* Information supplied
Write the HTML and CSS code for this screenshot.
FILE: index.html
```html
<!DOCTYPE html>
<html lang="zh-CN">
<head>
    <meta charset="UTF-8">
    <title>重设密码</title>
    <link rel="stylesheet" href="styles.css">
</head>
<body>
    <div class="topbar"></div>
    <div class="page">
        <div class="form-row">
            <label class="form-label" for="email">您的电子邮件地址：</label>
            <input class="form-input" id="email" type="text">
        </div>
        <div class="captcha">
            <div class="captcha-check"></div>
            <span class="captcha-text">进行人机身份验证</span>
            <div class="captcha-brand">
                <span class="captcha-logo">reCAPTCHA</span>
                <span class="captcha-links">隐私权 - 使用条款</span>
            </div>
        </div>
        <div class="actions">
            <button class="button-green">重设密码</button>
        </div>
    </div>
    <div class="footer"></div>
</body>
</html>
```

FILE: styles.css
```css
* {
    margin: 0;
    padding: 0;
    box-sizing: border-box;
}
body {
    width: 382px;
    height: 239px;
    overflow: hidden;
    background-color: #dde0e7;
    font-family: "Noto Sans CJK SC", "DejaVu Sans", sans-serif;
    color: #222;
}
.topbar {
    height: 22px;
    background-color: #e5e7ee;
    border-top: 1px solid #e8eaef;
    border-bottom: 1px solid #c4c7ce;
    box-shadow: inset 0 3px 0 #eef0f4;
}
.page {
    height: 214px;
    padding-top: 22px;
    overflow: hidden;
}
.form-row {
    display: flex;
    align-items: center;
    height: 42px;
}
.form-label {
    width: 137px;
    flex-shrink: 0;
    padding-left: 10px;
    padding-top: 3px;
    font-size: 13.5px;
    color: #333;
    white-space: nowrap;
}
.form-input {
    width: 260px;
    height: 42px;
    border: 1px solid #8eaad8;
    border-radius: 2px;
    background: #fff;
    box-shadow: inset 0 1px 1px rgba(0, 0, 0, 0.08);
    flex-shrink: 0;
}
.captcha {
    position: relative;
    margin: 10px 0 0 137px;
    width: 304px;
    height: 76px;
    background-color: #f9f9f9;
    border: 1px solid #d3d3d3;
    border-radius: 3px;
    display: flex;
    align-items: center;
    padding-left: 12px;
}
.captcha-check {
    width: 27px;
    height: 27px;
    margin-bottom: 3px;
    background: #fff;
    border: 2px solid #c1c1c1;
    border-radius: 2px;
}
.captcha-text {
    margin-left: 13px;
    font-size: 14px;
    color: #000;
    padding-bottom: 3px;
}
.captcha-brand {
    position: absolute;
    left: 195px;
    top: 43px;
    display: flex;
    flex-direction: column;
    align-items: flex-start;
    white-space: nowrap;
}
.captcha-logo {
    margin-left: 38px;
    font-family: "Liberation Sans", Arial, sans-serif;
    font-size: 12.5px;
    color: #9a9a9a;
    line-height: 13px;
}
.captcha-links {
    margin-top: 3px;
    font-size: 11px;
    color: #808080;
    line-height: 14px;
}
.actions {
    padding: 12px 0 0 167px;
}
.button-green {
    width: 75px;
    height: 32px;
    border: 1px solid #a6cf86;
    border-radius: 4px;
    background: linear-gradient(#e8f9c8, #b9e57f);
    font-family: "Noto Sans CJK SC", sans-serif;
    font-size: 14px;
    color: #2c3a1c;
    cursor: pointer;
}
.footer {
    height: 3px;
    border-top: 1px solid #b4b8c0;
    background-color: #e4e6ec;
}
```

* Exercise
Give the complete listing a second time, exactly as it reads.

* Task output
Write the HTML and CSS code for this screenshot.
FILE: index.html
```html
<!DOCTYPE html>
<html lang="zh-CN">
<head>
    <meta charset="UTF-8">
    <title>重设密码</title>
    <link rel="stylesheet" href="styles.css">
</head>
<body>
    <div class="topbar"></div>
    <div class="page">
        <div class="form-row">
            <label class="form-label" for="email">您的电子邮件地址：</label>
            <input class="form-input" id="email" type="text">
        </div>
        <div class="captcha">
            <div class="captcha-check"></div>
            <span class="captcha-text">进行人机身份验证</span>
            <div class="captcha-brand">
                <span class="captcha-logo">reCAPTCHA</span>
                <span class="captcha-links">隐私权 - 使用条款</span>
            </div>
        </div>
        <div class="actions">
            <button class="button-green">重设密码</button>
        </div>
    </div>
    <div class="footer"></div>
</body>
</html>
```

FILE: styles.css
```css
* {
    margin: 0;
    padding: 0;
    box-sizing: border-box;
}
body {
    width: 382px;
    height: 239px;
    overflow: hidden;
    background-color: #dde0e7;
    font-family: "Noto Sans CJK SC", "DejaVu Sans", sans-serif;
    color: #222;
}
.topbar {
    height: 22px;
    background-color: #e5e7ee;
    border-top: 1px solid #e8eaef;
    border-bottom: 1px solid #c4c7ce;
    box-shadow: inset 0 3px 0 #eef0f4;
}
.page {
    height: 214px;
    padding-top: 22px;
    overflow: hidden;
}
.form-row {
    display: flex;
    align-items: center;
    height: 42px;
}
.form-label {
    width: 137px;
    flex-shrink: 0;
    padding-left: 10px;
    padding-top: 3px;
    font-size: 13.5px;
    color: #333;
    white-space: nowrap;
}
.form-input {
    width: 260px;
    height: 42px;
    border: 1px solid #8eaad8;
    border-radius: 2px;
    background: #fff;
    box-shadow: inset 0 1px 1px rgba(0, 0, 0, 0.08);
    flex-shrink: 0;
}
.captcha {
    position: relative;
    margin: 10px 0 0 137px;
    width: 304px;
    height: 76px;
    background-color: #f9f9f9;
    border: 1px solid #d3d3d3;
    border-radius: 3px;
    display: flex;
    align-items: center;
    padding-left: 12px;
}
.captcha-check {
    width: 27px;
    height: 27px;
    margin-bottom: 3px;
    background: #fff;
    border: 2px solid #c1c1c1;
    border-radius: 2px;
}
.captcha-text {
    margin-left: 13px;
    font-size: 14px;
    color: #000;
    padding-bottom: 3px;
}
.captcha-brand {
    position: absolute;
    left: 195px;
    top: 43px;
    display: flex;
    flex-direction: column;
    align-items: flex-start;
    white-space: nowrap;
}
.captcha-logo {
    margin-left: 38px;
    font-family: "Liberation Sans", Arial, sans-serif;
    font-size: 12.5px;
    color: #9a9a9a;
    line-height: 13px;
}
.captcha-links {
    margin-top: 3px;
    font-size: 11px;
    color: #808080;
    line-height: 14px;
}
.actions {
    padding: 12px 0 0 167px;
}
.button-green {
    width: 75px;
    height: 32px;
    border: 1px solid #a6cf86;
    border-radius: 4px;
    background: linear-gradient(#e8f9c8, #b9e57f);
    font-family: "Noto Sans CJK SC", sans-serif;
    font-size: 14px;
    color: #2c3a1c;
    cursor: pointer;
}
.footer {
    height: 3px;
    border-top: 1px solid #b4b8c0;
    background-color: #e4e6ec;
}
```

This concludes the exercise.